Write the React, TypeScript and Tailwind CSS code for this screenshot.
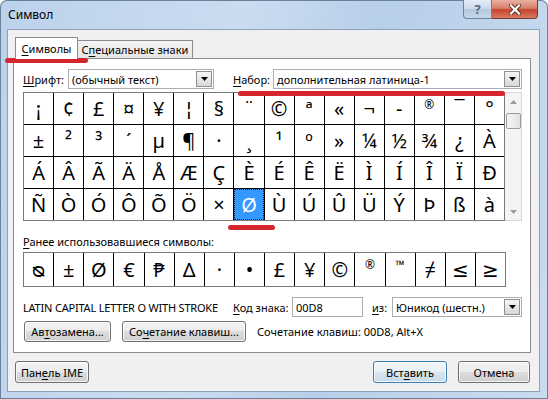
import clsx from "clsx";
import type { ReactNode } from "react";

const UI = "font-['Noto_Sans','DejaVu_Sans',sans-serif]";

const GRID = [
  "¡¢£¤¥¦§¨©ª«¬-®¯°",
  "±²³´µ¶·¸¹º»¼½¾¿À",
  "ÁÂÃÄÅÆÇÈÉÊËÌÍÎÏÐ",
  "ÑÒÓÔÕÖ×ØÙÚÛÜÝÞßà",
];

const RECENT = ["ᴓ", "±", "Ø", "€", "₱", "Δ", "·", "•", "£", "¥", "©", "®", "™", "≠", "≤", "≥"];

// символы, которые в шрифте диалога нарисованы мелко вверху ячейки
const SMALL = ["®", "™"];

function Key({ children }: { children: ReactNode }) {
  return <span className="underline decoration-1 underline-offset-[2px]">{children}</span>;
}

function Arrow() {
  return (
    <svg width="7" height="4" viewBox="0 0 7 4">
      <path d="M0 0h7L3.5 4z" fill="#000" />
    </svg>
  );
}

function Combo({ value, className }: { value: string; className: string }) {
  return (
    <div className={clsx("flex h-[20px] items-center border border-[#abadb3] bg-white", className)}>
      <span className="flex-1 overflow-hidden whitespace-nowrap pl-[3px] text-[11px] leading-[15px] text-black">{value}</span>
      <span className="mr-px flex h-[16px] w-[16px] shrink-0 items-center justify-center border border-[#8e8f8f] bg-[linear-gradient(180deg,#f6f6f6_0%,#e6e6e6_50%,#d8d8d8_100%)]">
        <Arrow />
      </span>
    </div>
  );
}

function Button({
  children,
  className,
  primary,
}: {
  children: ReactNode;
  className: string;
  primary?: boolean;
}) {
  return (
    <button
      className={clsx(
        "flex items-center justify-center whitespace-nowrap rounded-[3px] border text-[11px] leading-[15px] text-black shadow-[inset_0_0_0_1px_rgba(255,255,255,0.75)]",
        primary
          ? "border-[#3c7fb1] bg-[linear-gradient(180deg,#f3f8fb_0%,#e7eff5_50%,#d6e4ef_50%,#c9dbe8_100%)]"
          : "border-[#707070] bg-[linear-gradient(180deg,#f2f2f2_0%,#ebebeb_50%,#dddddd_50%,#cfcfcf_100%)]",
        className
      )}
    >
      {children}
    </button>
  );
}

function Cell({ ch, selected, tall }: { ch: string; selected?: boolean; tall?: boolean }) {
  const small = SMALL.includes(ch);
  return (
    <div
      className={clsx(
        "flex justify-center antialiased",
        ch === "¦" ? "font-['DejaVu_Sans',sans-serif]" : "font-['Noto_Sans','DejaVu_Sans',sans-serif]",
        tall ? "h-[33px]" : "h-[31px]",
        small ? "items-start pt-[3px] text-[12px]" : "items-center text-[20px] leading-none",
        selected ? "border border-dotted border-[#222] bg-[#3399ff] text-white" : "bg-white text-black"
      )}
    >
      {ch}
    </div>
  );
}

function Scrollbar() {
  return (
    <div className="flex h-[129px] w-[17px] flex-col items-center border-y border-r border-[#d9d9d9] bg-[#f4f4f4]">
      <div className="flex h-[17px] w-full items-center justify-center">
        <svg width="7" height="4" viewBox="0 0 7 4">
          <path d="M0 4h7L3.5 0z" fill="#9a9a9a" />
        </svg>
      </div>
      <div className="mt-[3px] h-[16px] w-[15px] rounded-[2px] border border-[#9c9c9c] bg-[linear-gradient(90deg,#f4f4f4,#e2e2e2)]" />
      <div className="flex-1" />
      <div className="flex h-[17px] w-full items-center justify-center">
        <svg width="7" height="4" viewBox="0 0 7 4">
          <path d="M0 0h7L3.5 4z" fill="#9a9a9a" />
        </svg>
      </div>
    </div>
  );
}

export default function App() {
  return (
    <div
      className={clsx(
        "relative flex h-[399px] w-[548px] flex-col overflow-hidden whitespace-nowrap rounded-t-[7px] bg-[linear-gradient(100deg,#bcd2eb_0%,#cbdcf0_40%,#b8cfe9_62%,#c8dbef_100%)] shadow-[inset_0_0_0_1px_#6a819a]",
        UI
      )}
    >
      {/* заголовок окна */}
      <div className="flex h-[29px] shrink-0 items-start justify-between">
        <span className="pl-[8px] pt-[7px] text-[12px] leading-[16px] text-black">Символ</span>
        <div className="mr-[10px] flex">
          <div className="flex h-[19px] w-[29px] items-center justify-center rounded-bl-[4px] border border-t-0 border-[#6d849d] bg-[linear-gradient(180deg,#e4edf6_0%,#c9d9ea_50%,#b3c8de_50%,#c6d7e8_100%)] text-[13px] font-bold leading-none text-[#56677b]">
            ?
          </div>
          <div className="flex h-[19px] w-[46px] items-center justify-center rounded-br-[4px] border border-l-0 border-t-0 border-[#7b3a31] bg-[linear-gradient(180deg,#eab1a3_0%,#d9806c_45%,#c7432d_55%,#d77a63_100%)]">
            <svg width="12" height="11" viewBox="0 0 12 11">
              <path d="M2 1.5l8 8M10 1.5l-8 8" stroke="#5a2a22" strokeWidth="4" strokeLinecap="square" />
              <path d="M2 1.5l8 8M10 1.5l-8 8" stroke="#fff" strokeWidth="2.2" strokeLinecap="square" />
            </svg>
          </div>
        </div>
      </div>

      {/* клиентская область */}
      <div className="ml-[7px] flex h-[363px] w-[533px] flex-col border border-[#8ea3b9] bg-[#f0f0f0] text-[11px]">
        {/* вкладки */}
        <div className="mt-[7px] flex h-[21px] items-start pl-[7px]">
          <div className="relative z-10 flex h-[22px] w-[63px] items-center justify-center border border-b-0 border-[#898c95] bg-white leading-[15px]">
            <span>
              <Key>С</Key>имволы
            </span>
          </div>
          <div className="mt-[3px] flex h-[18px] w-[115px] items-center justify-center border border-b-0 border-l-0 border-[#898c95] bg-[linear-gradient(180deg,#f3f3f3_0%,#e6e6e6_100%)] leading-[15px]">
            <span>
              С<Key>п</Key>ециальные знаки
            </span>
          </div>
        </div>

        {/* содержимое вкладки */}
        <div className="ml-[5px] flex w-[518px] flex-col border border-[#898c95] bg-white pb-[10px] pl-[9px] pt-[10px]">
          <div className="flex h-[20px] items-center leading-[15px]">
            <span className="w-[45px]">
              <Key>Ш</Key>рифт:
            </span>
            <Combo value="(обычный текст)" className="w-[146px]" />
            <span className="ml-[19px] w-[40px]">
              <Key>Н</Key>абор:
            </span>
            <Combo value="дополнительная латиница-1" className="w-[249px]" />
          </div>

          <div className="mt-[3px] flex">
            <div className="grid w-[482px] grid-cols-[repeat(16,minmax(0,1fr))] gap-px border border-[#7a7a7a] bg-black">
              {GRID.flatMap((row, r) =>
                Array.from(row).map((ch, c) => (
                  <Cell key={`${r}-${c}`} ch={ch} selected={r === 3 && c === 7} />
                ))
              )}
            </div>
            <Scrollbar />
          </div>

          <div className="mt-[13px] h-[16px] leading-[16px]">
            <Key>Р</Key>анее использовавшиеся символы:
          </div>

          <div className="mt-[2px] grid w-[483px] grid-cols-[repeat(16,minmax(0,1fr))] gap-px border border-[#7a7a7a] bg-black">
            {RECENT.map((ch, i) => (
              <Cell key={i} ch={ch} tall />
            ))}
          </div>

          <div className="mt-[10px] flex h-[20px] items-center leading-[15px]">
            <span className="w-[210px] tracking-[-0.2px]">LATIN CAPITAL LETTER O WITH STROKE</span>
            <span className="w-[59px]">
              <Key>К</Key>од знака:
            </span>
            <div className="flex h-[20px] w-[71px] items-center border border-[#abadb3] bg-white pl-[3px]">
              00D8
            </div>
            <span className="ml-[9px] w-[20px]">
              <Key>и</Key>з:
            </span>
            <Combo value="Юникод (шестн.)" className="w-[130px]" />
          </div>

          <div className="mt-[4px] flex h-[21px] items-center leading-[15px]">
            <Button className="ml-px h-[21px] w-[87px]">
              Ав<Key>т</Key>озамена...
            </Button>
            <Button className="ml-[11px] h-[21px] w-[124px]">
              Со<Key>ч</Key>етание клавиш...
            </Button>
            <span className="ml-[11px]">Сочетание клавиш: 00D8, Alt+X</span>
          </div>
        </div>

        {/* нижние кнопки */}
        <div className="mt-[8px] flex h-[22px] pl-[7px]">
          <Button className="h-[22px] w-[74px]">
            Пан<Key>е</Key>ль IME
          </Button>
          <div className="flex-1" />
          <Button primary className="h-[22px] w-[74px]">
            Вст<Key>а</Key>вить
          </Button>
          <Button className="ml-[11px] mr-[9px] h-[22px] w-[72px]">Отмена</Button>
        </div>
      </div>

      {/* красные пометки поверх диалога */}
      <div className="absolute left-[5px] top-[58px] h-[5px] w-[83px] rounded-full bg-[#d6262d]" />
      <div className="absolute left-[238px] top-[91px] h-[5px] w-[267px] rounded-full bg-[#d6262d]" />
      <div className="absolute left-[228px] top-[225px] h-[5px] w-[47px] rounded-full bg-[#d6262d]" />
    </div>
  );
}
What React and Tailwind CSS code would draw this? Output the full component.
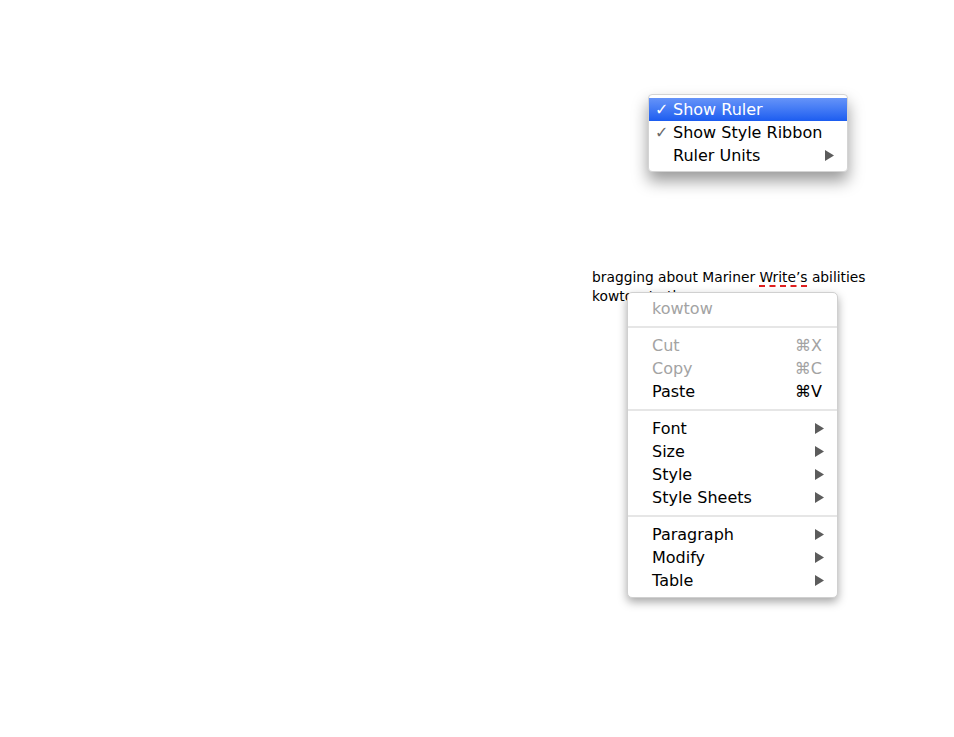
const font = { fontFamily: '"DejaVu Sans", "Liberation Sans", sans-serif' };

const viewItems = [
  { label: "Show Ruler", checked: true, active: true },
  { label: "Show Style Ribbon", checked: true },
  { label: "Ruler Units", submenu: true },
];

const contextGroups = [
  [
    { label: "Cut", shortcut: "⌘X", disabled: true },
    { label: "Copy", shortcut: "⌘C", disabled: true },
    { label: "Paste", shortcut: "⌘V" },
  ],
  [
    { label: "Font", submenu: true },
    { label: "Size", submenu: true },
    { label: "Style", submenu: true },
    { label: "Style Sheets", submenu: true },
  ],
  [
    { label: "Paragraph", submenu: true },
    { label: "Modify", submenu: true },
    { label: "Table", submenu: true },
  ],
];

function Arrow({ className }) {
  return (
    <svg width="9" height="11" viewBox="0 0 9 11" className={className}>
      <polygon points="0,0 9,5.5 0,11" fill="currentColor" />
    </svg>
  );
}

function Separator() {
  return (
    <div className="flex h-[14px] items-center">
      <div className="h-[2px] w-full bg-[#e6e6e6]" />
    </div>
  );
}

export default function App() {
  return (
    <div className="relative h-[737px] w-full overflow-hidden bg-white" style={font}>
      {/* view menu */}
      <div className="absolute left-[648px] top-[94px] w-[200px] rounded-[4px] border border-[#d4d4d4] bg-white pt-[3px] pb-[4px] shadow-[0_9px_16px_rgba(0,0,0,0.4)]">
        {viewItems.map((item) => (
          <div
            key={item.label}
            className={`flex h-[23px] items-center pr-[13px] text-[16px] ${
              item.active ? "bg-gradient-to-b from-[#6593f8] to-[#1b5cf0] text-white" : "text-black"
            }`}
          >
            <span
              className={`w-[24px] pl-[6px] text-[16px] font-bold ${item.active ? "text-white" : "text-[#6a6a6a]"}`}
            >
              {item.checked ? "✓" : ""}
            </span>
            <span className="flex-1">{item.label}</span>
            {item.submenu && <Arrow className="text-[#5c5c5c]" />}
          </div>
        ))}
      </div>

      {/* document text with context menu */}
      <div className="pl-[592px] pt-[268px]">
        <div className="relative w-[300px] text-[13.8px] leading-[19px] text-black">
          <p>
            bragging about Mariner{" "}
            <span className="underline decoration-[#e02020] decoration-dashed decoration-2 underline-offset-[3px]">
              Write’s
            </span>{" "}
            abilities
          </p>
          <p>kowtow to the</p>

          <div className="absolute left-[35px] top-[24px] w-[211px] rounded-[5px] border border-[#d0d0d0] bg-white pt-[4px] pb-[5px] text-[16px] shadow-[0_4px_10px_rgba(0,0,0,0.35)]">
            <div className="flex h-[23px] items-center pl-[24px] text-[#a3a3a3]">kowtow</div>
            {contextGroups.map((group, gi) => (
              <div key={gi}>
                <Separator />
                {group.map((item) => (
                  <div
                    key={item.label}
                    className={`flex h-[23px] items-center pl-[24px] ${
                      item.disabled ? "text-[#a3a3a3]" : "text-black"
                    } ${item.submenu ? "pr-[13px]" : "pr-[15px]"}`}
                  >
                    <span className="flex-1">{item.label}</span>
                    {item.shortcut && <span>{item.shortcut}</span>}
                    {item.submenu && <Arrow className="text-[#5c5c5c]" />}
                  </div>
                ))}
              </div>
            ))}
          </div>
        </div>
      </div>
    </div>
  );
}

------------------------------------------------------------------------

Problem statement —
Within the data above, count the lines that contain the string "Tailwind"; the reply is the number alone.

Solution for this task —
2